Two weeks gone and I’m still waiting for you to provide the evidence that my files contained the Washington Post article, that I found it, yet ignored it, and that I, therefor attempted to mislead people with my post. Are you still looking? Or what? Can’t wait to see what you will come up with.
By the way, I did subsequently find the Washington Post article online. There’s an interesting thing: remember I was pointing out that the physical descriptions of Tumblety given in the depositions did not seem to be supported by hundreds of newspaper articles, printed over more than a 50 year span? Remember that Tumblety’s supposed womanish figure was not supported anywhere? Well, what do you think Mr. Palmer decided not to mention from the Washington Post article? The line “Dr. Tumblety is an enormous man, over six feet in height, with broad shoulders.” Why not, since that was one of the things we were discussing? Looks like cherry picking to me. Want to comment?
Wolf! You're back!
Your two weeks "tic tock" clock is a red herring, so enjoy your broken clock.
Speaking of Fitzsimmons faux pas, the Mary who received $10,000 was Michael's sister, not wife. Charles Fitzsimmons was on the list also, and he was an upstanding General who lived out his life in Chicago. He was a very upstanding citizen.
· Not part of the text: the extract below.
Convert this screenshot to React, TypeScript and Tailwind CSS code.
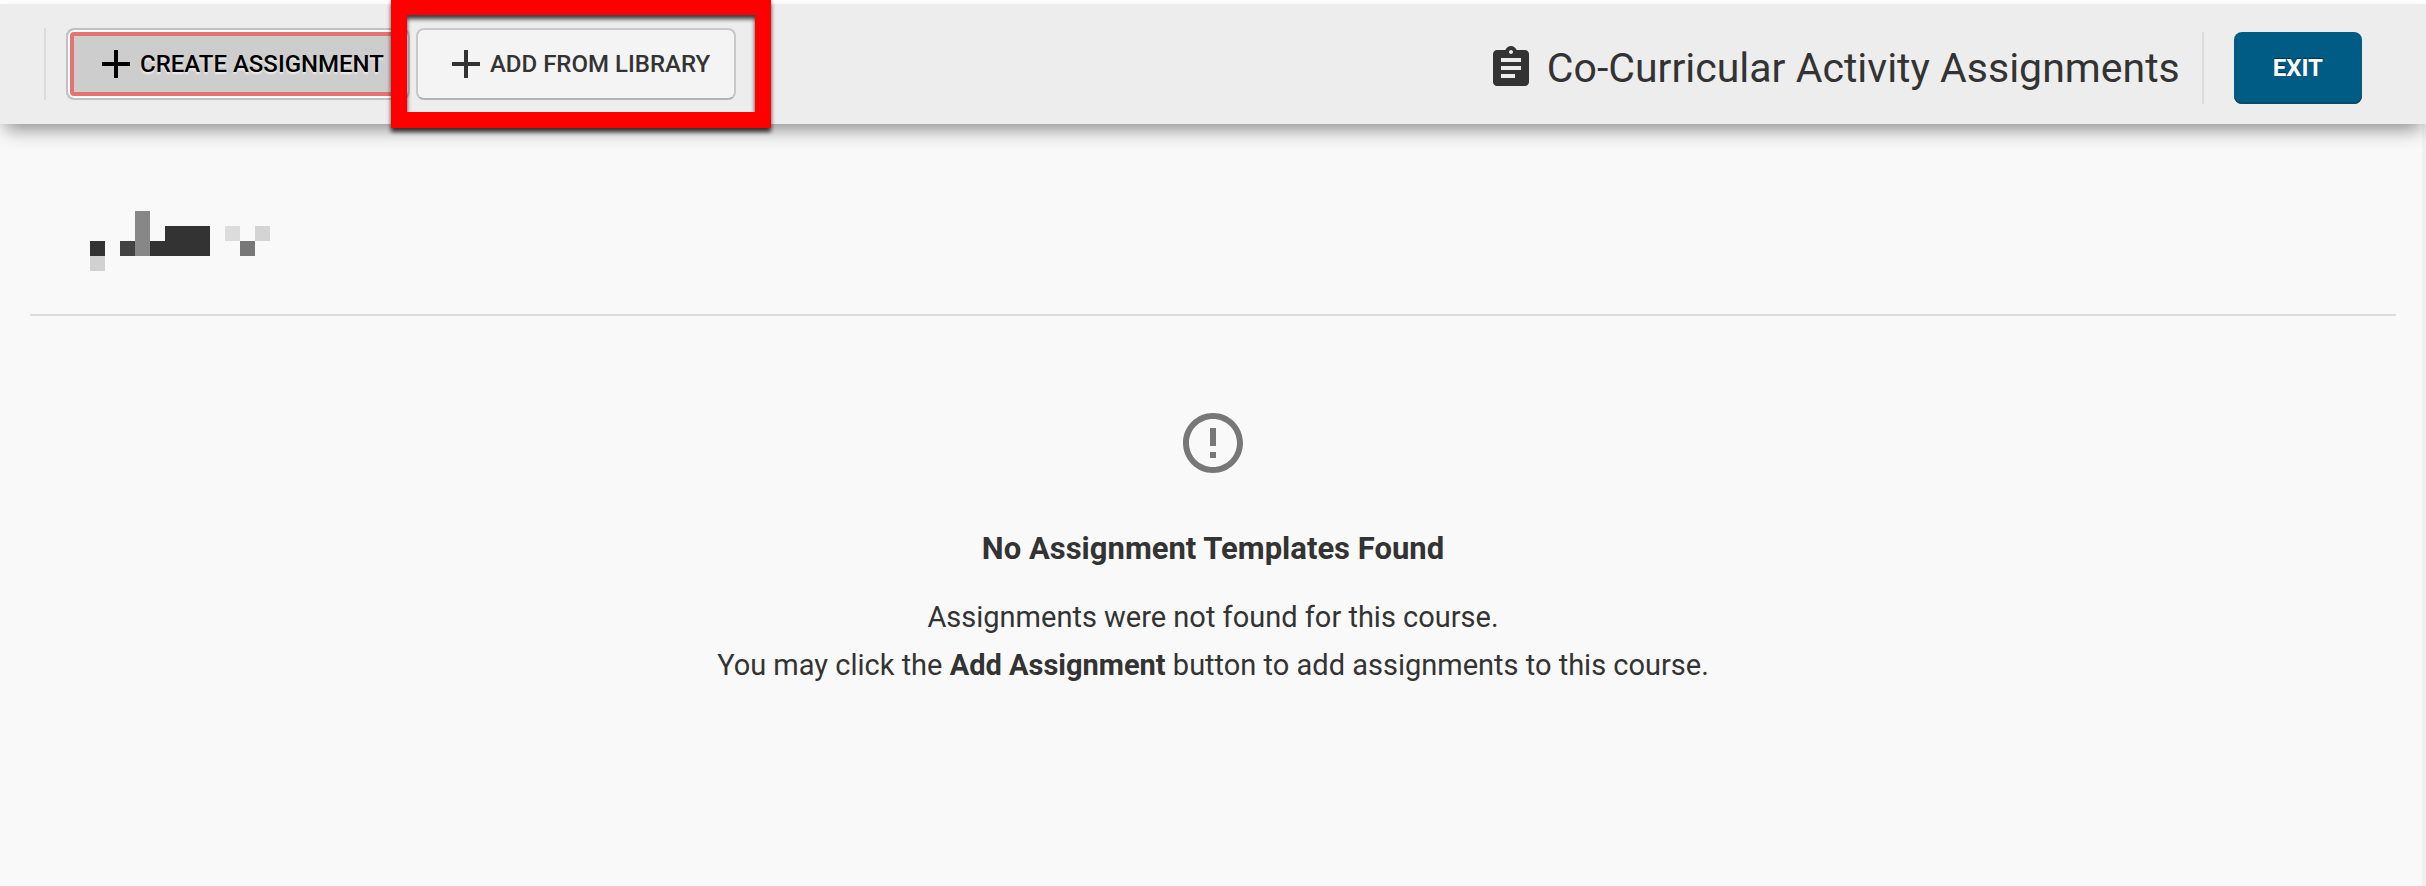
import { ReactNode } from 'react';
import { MdAdd, MdAssignment, MdErrorOutline } from 'react-icons/md';

interface ToolbarButtonProps {
  children: ReactNode;
  active?: boolean;
}

function ToolbarButton({ children, active = false }: ToolbarButtonProps) {
  const look = active
    ? 'bg-[#cdcdcd] text-black border-[#bfc1c3] shadow-[inset_0_0_0_2px_#fff,inset_0_0_0_6px_#e57373] [text-shadow:0_2px_2px_rgba(255,255,255,0.7)]'
    : 'bg-[#f4f4f4] text-[#333] border-[#c8c8c8] border-b-[#b3b3b3]';

  return (
    <button
      type="button"
      className={`flex h-18 items-center whitespace-nowrap rounded-lg border-2 px-6 text-2xl font-medium uppercase ${look}`}
    >
      <MdAdd size={48} aria-hidden="true" />
      {children}
    </button>
  );
}

// Course name, pixelated: [column, row, width, height, fill]
const REDACTED_BLOCKS: Array<[number, number, number, number, string]> = [
  [0, 2, 1, 1, '#333333'],
  [0, 3, 1, 1, '#d1d1d1'],
  [2, 2, 1, 1, '#434343'],
  [3, 0, 1, 3, '#878787'],
  [4, 2, 1, 1, '#333333'],
  [5, 1, 3, 2, '#333333'],
  [9, 1, 1, 1, '#dcdcdc'],
  [10, 2, 1, 1, '#777777'],
  [11, 1, 1, 1, '#d4d4d4'],
];

function RedactedName() {
  return (
    <svg width="180" height="60" viewBox="0 0 12 4" shapeRendering="crispEdges" aria-hidden="true">
      {REDACTED_BLOCKS.map(([x, y, w, h, fill]) => (
        <rect key={`${x}-${y}`} x={x} y={y} width={w} height={h} fill={fill} />
      ))}
    </svg>
  );
}

function Header() {
  return (
    <header className="relative z-10 flex h-30 items-center justify-between bg-[#ededed] pl-11 pr-16 shadow-[0_10px_18px_-5px_rgba(0,0,0,0.45)]">
      <div className="flex items-center">
        <div className="mr-5 h-18 w-0.5 bg-[#dcdcdc]" />
        <div className="flex gap-1.5">
          <ToolbarButton active>Create Assignment</ToolbarButton>
          <div className="relative">
            <ToolbarButton>Add From Library</ToolbarButton>
            <div className="pointer-events-none absolute -bottom-7 -left-[25px] -right-[35px] -top-[29px] border-16 border-[#ff0000] drop-shadow-[0_4px_2px_rgba(0,0,0,0.75)]" />
          </div>
        </div>
      </div>

      <div className="flex items-center pt-2">
        <MdAssignment size={48} aria-hidden="true" />
        <h1 className="ml-3 whitespace-nowrap text-[41px] leading-12">Co-Curricular Activity Assignments</h1>
        <div className="ml-5.5 mr-7.5 h-18 w-0.5 bg-[#dcdcdc]" />
        <button
          type="button"
          className="h-18 rounded-lg bg-[#005c84] px-[39px] text-2xl font-bold uppercase text-white shadow-[inset_0_-2px_0_#0b4a68] [text-shadow:0_-1px_1px_rgba(0,0,0,0.5)]"
        >
          Exit
        </button>
      </div>
    </header>
  );
}

function EmptyState() {
  return (
    <section className="flex flex-col items-center pt-[91px] text-center">
      <MdErrorOutline size={72} className="text-[#777]" aria-hidden="true" />
      <h2 className="mt-11.5 text-[31px] font-bold leading-12">No Assignment Templates Found</h2>
      <p className="mt-5 text-[29px] leading-12">
        Assignments were not found for this course.
        <br />
        You may click the <strong className="font-bold">Add Assignment</strong> button to add assignments to this course.
      </p>
    </section>
  );
}

export default function App() {
  return (
    <div className="flex min-h-screen flex-col border-t-4 border-white bg-[#f9f9f9] font-[Roboto,sans-serif] text-[#333]">
      <Header />
      <main className="grow border-r-4 border-[#f0f0f0] pl-7.5 pr-6.5">
        <div className="border-b-2 border-[#dcdcdc] px-15 pb-[43px] pt-[87px]">
          <RedactedName />
        </div>
        <EmptyState />
      </main>
    </div>
  );
}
Wolf, get over it. The volume of recent evidence (not just the St. Louis evidence by the way. There is more, so enjoy the future.) confirms that Stewart Evans was right all along, and those who made their ripperology name by allegedly debunking his Tumblety discoveries have been found to be dead wrong.
Of course you have to say Norris was paid off, but you also have to say his attorney Frank Widner was paid off (a man Riordan claims was absolutely right), four other attorneys and a judge (all of whom know the consequences of lying under sworn testimony). The same side of the court battle who used these witnesses also used a priest and a mother superior.
Your argument has gaping holes in it just like your argument that human-hater meant Tumblety was gay.